Time Magazine posts its Top 100.
First, I'll give myself a handicap, and announce that I haven't seen a fifth of them, but certainly should have by now:
*Most of The Apu Trilogy, The Awful Truth, Baby Face, Camille, Chungking Express, City of God, The Crime of Monsieur Lange, The Crowd, The Decalogue, Drunken Master II, Finding Nemo, Kandahar, The Last Command, Leolo, Metropolis, Nayakan, Once Upon a Time in the West, Pyaasa, Sherlock, Jr., Swing Time, Tokyo Story, Ulysses' Gaze, Wings of Desire and A Touch of Zen.
*Most interesting choices: Fassbinder's great Berlin Alexanderplatz, Bunuel's The Discreet Charm of the Bourgeoisie, Besson's Mouchette, and Resnais's blissful (and I think largely unseen) Mon Oncle d'Amerique.
*What I, personally, would have scrapped: Blade Runner, Charade, Detour -- although that's certainly an intriguing selection -- The Purple Rose of Cairo, Notorious, The Good, the Bad and the Ugly and Talk to Her. With the exception of Purple Rose, I like all these movies, just not that much.
*Biggest omissions: No Birth of a Nation or Potemkin; nothing by Jean Renoir, not even Rules of the Game, no Robert Altman, not even Nashville.
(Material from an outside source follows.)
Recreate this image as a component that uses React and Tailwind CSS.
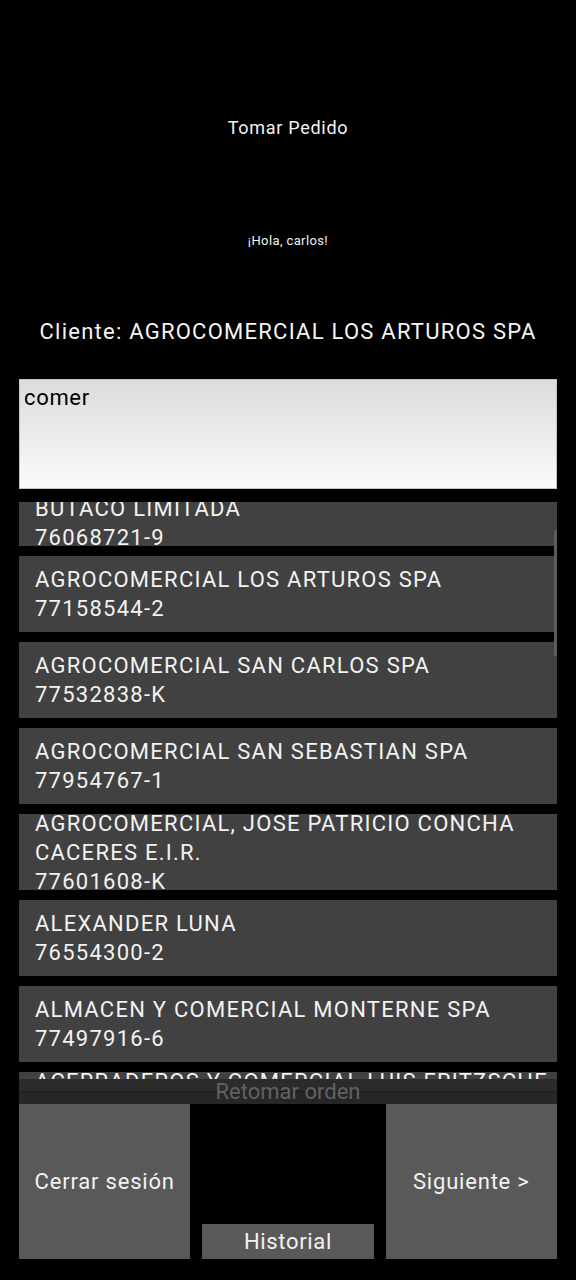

No Anbtonioni. My guess is this was intentional, as these pop up so frequently on so many top ten lists they seem permanently glued there.
*Weirdest choice: Kubrick is represented by Dr. Strangelove and Barry Lyndon. The second film is, possibly, the weakest he ever made.
*What I would have included instead: definitely Rules of the Game, as well as Hitchcock's Vertigo, Elaine May's Mikey and Nicky, David Lynch's Blue Velvet, Lina Wertmuller's masterpiece Seven Beauties, Wim Wenders In the Course of Time, Woody Allen's Manhattan, Bunuel's Viridiana and Fellini's I Vitelloni.
But it's all subjective, and that's just me.